Love Fern (#6/52)
Around the time we first met, my would-be husband gave me a potted orchid and said, “Here, I got you this fern.”
I still have that “fern” and tend to it. Orchids are the trickiest of plants. The “fern” followed me to a new house, into our new marriage, up on an open shelf for a while, and now into our bright sunroom (where, oddly, it seems happiest and grows the most tendrils and new leaves. Orchids are supposed to thrive in darker light and more moist air. But I tend to watch plants to see what they do before following any straight forward horticulture directions, and this one likes more sunlight).
But this is my new love fern, for this Valentine’s.
I definitely could not have told you that the fern-bearer in a tank top and a backwards hat would become my best companion and forever person, but I’m exceedingly grateful that he did.
I’ve mostly been reflecting about justice issues here, and that’s fine, but I also wanted to write on something personal. After all, “Justice is what love looks like in public, and tenderness is how love feels in private.” — Dr. Cornel West.

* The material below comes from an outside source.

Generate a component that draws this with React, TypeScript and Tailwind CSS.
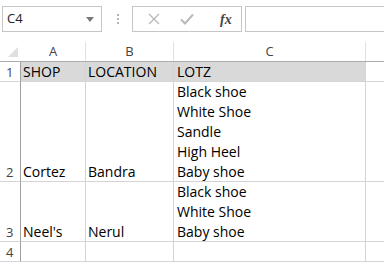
import React from 'react';

const cellFont = { fontFamily: '"Open Sans", "Noto Sans", sans-serif' };

interface Row {
  num: string;
  height: string;
  shop: string;
  location: string;
  lotz: string[];
  header?: boolean;
}

const rows: Row[] = [
  { num: '1', height: 'h-[20px]', shop: 'SHOP', location: 'LOCATION', lotz: ['LOTZ'], header: true },
  { num: '2', height: 'h-[100px]', shop: 'Cortez', location: 'Bandra', lotz: ['Black shoe', 'White Shoe', 'Sandle', 'High Heel', 'Baby shoe'] },
  { num: '3', height: 'h-[60px]', shop: "Neel's", location: 'Nerul', lotz: ['Black shoe', 'White Shoe', 'Baby shoe'] },
  { num: '4', height: 'h-[20px]', shop: '', location: '', lotz: [] },
];

function Toolbar() {
  return (
    <div className="flex items-center h-[42px] pb-[4px] pl-[2px]">
      {/* name box */}
      <div className="flex items-center justify-between w-[100px] h-[26px] border border-[#c6c6c6] px-[4px]">
        <span className="text-[13px] text-[#222]" style={{ fontFamily: '"Open Sans", sans-serif' }}>C4</span>
        <svg width="8" height="5" viewBox="0 0 8 5" className="mr-[3px]">
          <path d="M0 0 L8 0 L4 5 Z" fill="#7a7a7a" />
        </svg>
      </div>
      <div className="flex flex-col gap-[2px] ml-[15px] mr-[13px]">
        <span className="w-[2px] h-[2px] bg-[#b5b5b5]" />
        <span className="w-[2px] h-[2px] bg-[#b5b5b5]" />
        <span className="w-[2px] h-[2px] bg-[#b5b5b5]" />
      </div>
      {/* formula buttons */}
      <div className="flex items-center w-[110px] h-[26px] border border-[#c6c6c6]">
        <svg width="12" height="12" viewBox="0 0 12 12" className="ml-[15px]">
          <path d="M1 1 L11 11 M11 1 L1 11" stroke="#b9b9b9" strokeWidth="1.4" />
        </svg>
        <svg width="14" height="12" viewBox="0 0 14 12" className="ml-[20px]">
          <path d="M1 6.5 L5 10.5 L13 1.5" stroke="#b9b9b9" strokeWidth="2" fill="none" />
        </svg>
        <span
          className="ml-[26px] text-[14px] italic font-semibold text-[#444]"
          style={{ fontFamily: '"Liberation Serif", serif' }}
        >
          fx
        </span>
      </div>
      <div className="ml-[3px] flex-1 h-[26px] border border-[#c6c6c6] border-r-0" />
    </div>
  );
}

function ColHead({ label, className }: { label: string; className: string }) {
  return (
    <div className={`${className} flex items-center justify-center border-r border-[#e1e1e1] text-[13px] text-[#444]`}>
      {label}
    </div>
  );
}

function Line({ text }: { text: string }) {
  return <div className="h-[20px] leading-[22px] whitespace-nowrap">{text}</div>;
}

export default function App() {
  return (
    <div className="w-[384px] h-[264px] bg-white overflow-hidden" style={cellFont}>
      <Toolbar />
      {/* column headers */}
      <div className="flex h-[20px] border-b border-[#ababab]">
        <div className="w-[21px] relative">
          <svg width="10" height="10" viewBox="0 0 10 10" className="absolute left-[8px] top-[5px]">
            <path d="M10 0 L10 10 L0 10 Z" fill="#dfdfdf" />
          </svg>
        </div>
        <ColHead label="A" className="w-[65px]" />
        <ColHead label="B" className="w-[88px]" />
        <ColHead label="C" className="w-[192px]" />
        <div className="flex-1" />
      </div>
      {rows.map((r) => (
        <div key={r.num} className={`flex ${r.height} text-[14px] text-black`}>
          <div className="w-[21px] border-r border-[#9f9f9f] border-b border-b-[#d4d4d4] flex flex-col justify-end pl-[6px] text-[13px] text-[#444]">
            <Line text={r.num} />
          </div>
          <div className={`w-[65px] border-r border-b border-[#d4d4d4] flex flex-col justify-end pl-[2px] ${r.header ? 'bg-[#d9d9d9]' : ''}`}>
            {r.shop && <Line text={r.shop} />}
          </div>
          <div className={`w-[88px] border-r border-b border-[#d4d4d4] flex flex-col justify-end pl-[2px] ${r.header ? 'bg-[#d9d9d9]' : ''}`}>
            {r.location && <Line text={r.location} />}
          </div>
          <div className={`w-[192px] border-r border-b border-[#d4d4d4] flex flex-col justify-end pl-[3px] ${r.header ? 'bg-[#d9d9d9]' : ''}`}>
            {r.lotz.map((t) => (
              <Line key={t} text={t} />
            ))}
          </div>
          <div className="flex-1 border-b border-[#d4d4d4]" />
        </div>
      ))}
    </div>
  );
}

In the last month, we’ve been living in a world of tenderness and justice, of harshness and injustice, and we’re coming to terms with what they all mean to our marriage and how they grow in us new roots and rays. To those who have been aside us and also giving us so much tenderness and kindness, know how thankful we are for you and that we appreciate all of it. Every bit of love. Every inch of justice.